● **GIVEN INSTRUCTION**:
Look below. Copy each line that has "image" in it.

● **INPUT MATERIAL**:

* * * *

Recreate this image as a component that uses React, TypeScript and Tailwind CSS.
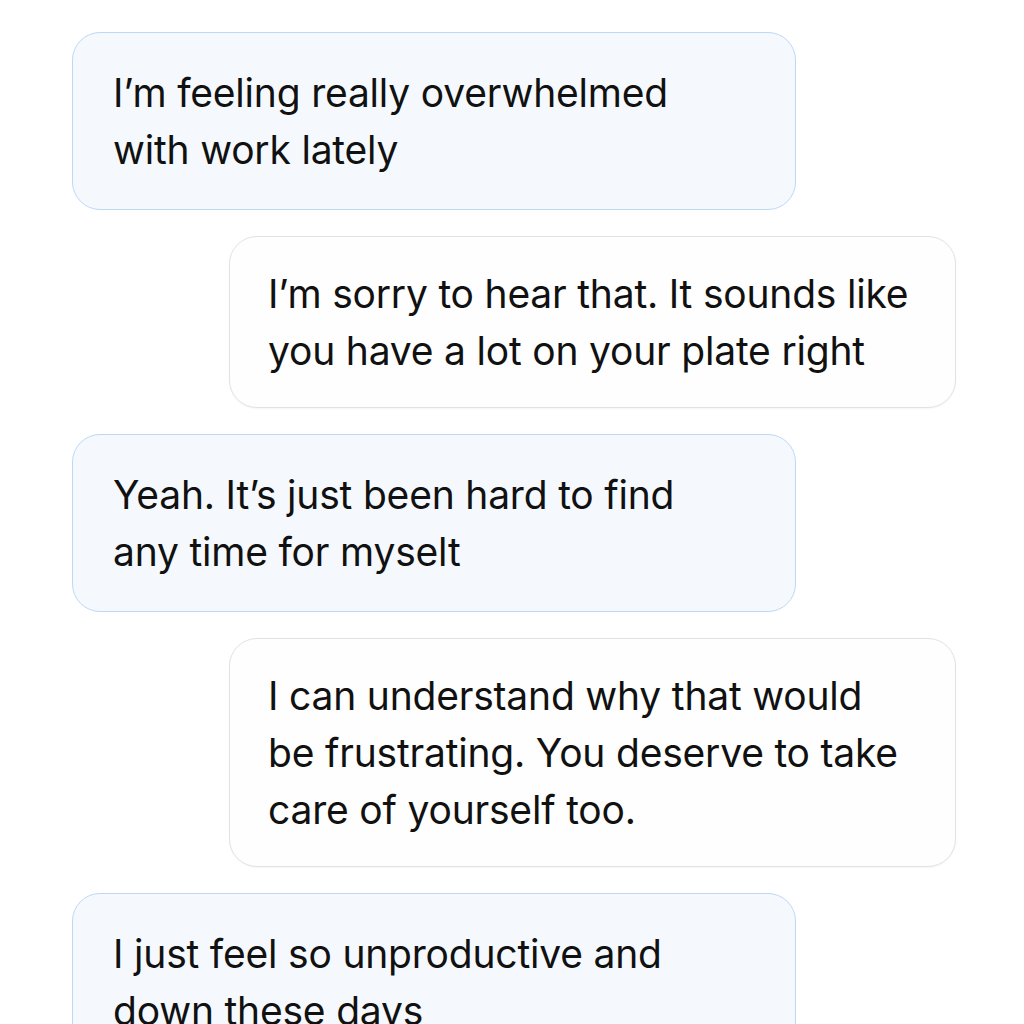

* * * *

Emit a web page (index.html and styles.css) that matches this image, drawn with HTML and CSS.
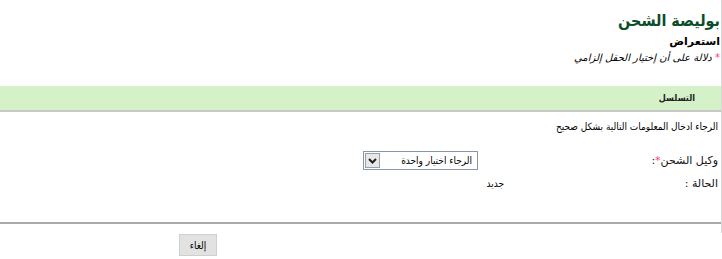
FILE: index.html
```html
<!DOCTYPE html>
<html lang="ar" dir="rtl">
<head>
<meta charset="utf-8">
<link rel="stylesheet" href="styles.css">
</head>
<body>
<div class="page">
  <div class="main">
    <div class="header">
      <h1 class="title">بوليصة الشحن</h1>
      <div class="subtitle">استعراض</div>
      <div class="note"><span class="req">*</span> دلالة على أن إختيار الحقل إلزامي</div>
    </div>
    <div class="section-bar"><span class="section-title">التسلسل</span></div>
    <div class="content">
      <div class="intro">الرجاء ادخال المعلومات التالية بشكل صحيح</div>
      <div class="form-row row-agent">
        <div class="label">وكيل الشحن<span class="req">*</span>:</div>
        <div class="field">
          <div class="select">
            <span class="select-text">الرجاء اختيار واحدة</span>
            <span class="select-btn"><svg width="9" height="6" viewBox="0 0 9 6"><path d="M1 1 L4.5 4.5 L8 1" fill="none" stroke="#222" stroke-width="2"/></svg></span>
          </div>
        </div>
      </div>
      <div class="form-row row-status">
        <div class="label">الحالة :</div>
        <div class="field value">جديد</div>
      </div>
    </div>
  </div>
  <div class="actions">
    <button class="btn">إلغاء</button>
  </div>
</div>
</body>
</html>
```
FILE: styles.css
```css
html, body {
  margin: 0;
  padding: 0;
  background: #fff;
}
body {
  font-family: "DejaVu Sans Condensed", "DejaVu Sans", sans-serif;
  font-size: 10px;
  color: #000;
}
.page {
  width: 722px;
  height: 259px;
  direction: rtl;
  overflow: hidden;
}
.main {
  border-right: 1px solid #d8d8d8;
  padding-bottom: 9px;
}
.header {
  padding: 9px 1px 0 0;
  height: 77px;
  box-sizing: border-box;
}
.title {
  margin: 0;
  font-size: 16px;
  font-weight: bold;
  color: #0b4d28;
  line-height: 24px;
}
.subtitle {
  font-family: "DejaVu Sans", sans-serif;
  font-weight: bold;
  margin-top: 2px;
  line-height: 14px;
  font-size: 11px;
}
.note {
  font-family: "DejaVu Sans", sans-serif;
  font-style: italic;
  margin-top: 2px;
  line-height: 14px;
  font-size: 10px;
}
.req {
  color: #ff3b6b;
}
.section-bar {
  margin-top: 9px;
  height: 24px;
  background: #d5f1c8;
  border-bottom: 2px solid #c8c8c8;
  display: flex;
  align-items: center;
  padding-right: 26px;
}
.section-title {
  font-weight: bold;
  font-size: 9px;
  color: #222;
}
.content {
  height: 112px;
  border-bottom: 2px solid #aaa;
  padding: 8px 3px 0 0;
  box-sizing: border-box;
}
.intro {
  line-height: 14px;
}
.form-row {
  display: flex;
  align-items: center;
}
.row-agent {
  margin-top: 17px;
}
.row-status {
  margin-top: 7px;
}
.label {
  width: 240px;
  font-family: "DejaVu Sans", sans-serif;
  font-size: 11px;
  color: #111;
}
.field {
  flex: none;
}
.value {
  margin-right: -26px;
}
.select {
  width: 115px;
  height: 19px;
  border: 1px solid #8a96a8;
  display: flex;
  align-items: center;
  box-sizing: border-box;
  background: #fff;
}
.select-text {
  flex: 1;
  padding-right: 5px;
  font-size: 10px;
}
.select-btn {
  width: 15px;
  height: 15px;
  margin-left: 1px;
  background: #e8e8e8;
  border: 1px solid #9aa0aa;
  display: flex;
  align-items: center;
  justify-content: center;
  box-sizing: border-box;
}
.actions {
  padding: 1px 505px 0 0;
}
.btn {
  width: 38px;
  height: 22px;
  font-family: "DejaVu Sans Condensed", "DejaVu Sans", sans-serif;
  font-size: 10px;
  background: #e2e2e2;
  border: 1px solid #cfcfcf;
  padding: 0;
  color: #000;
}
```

* * * *

● **SOLUTION TO THE PROBLEM**:
Recreate this image as a component that uses React, TypeScript and Tailwind CSS.
Emit a web page (index.html and styles.css) that matches this image, drawn with HTML and CSS.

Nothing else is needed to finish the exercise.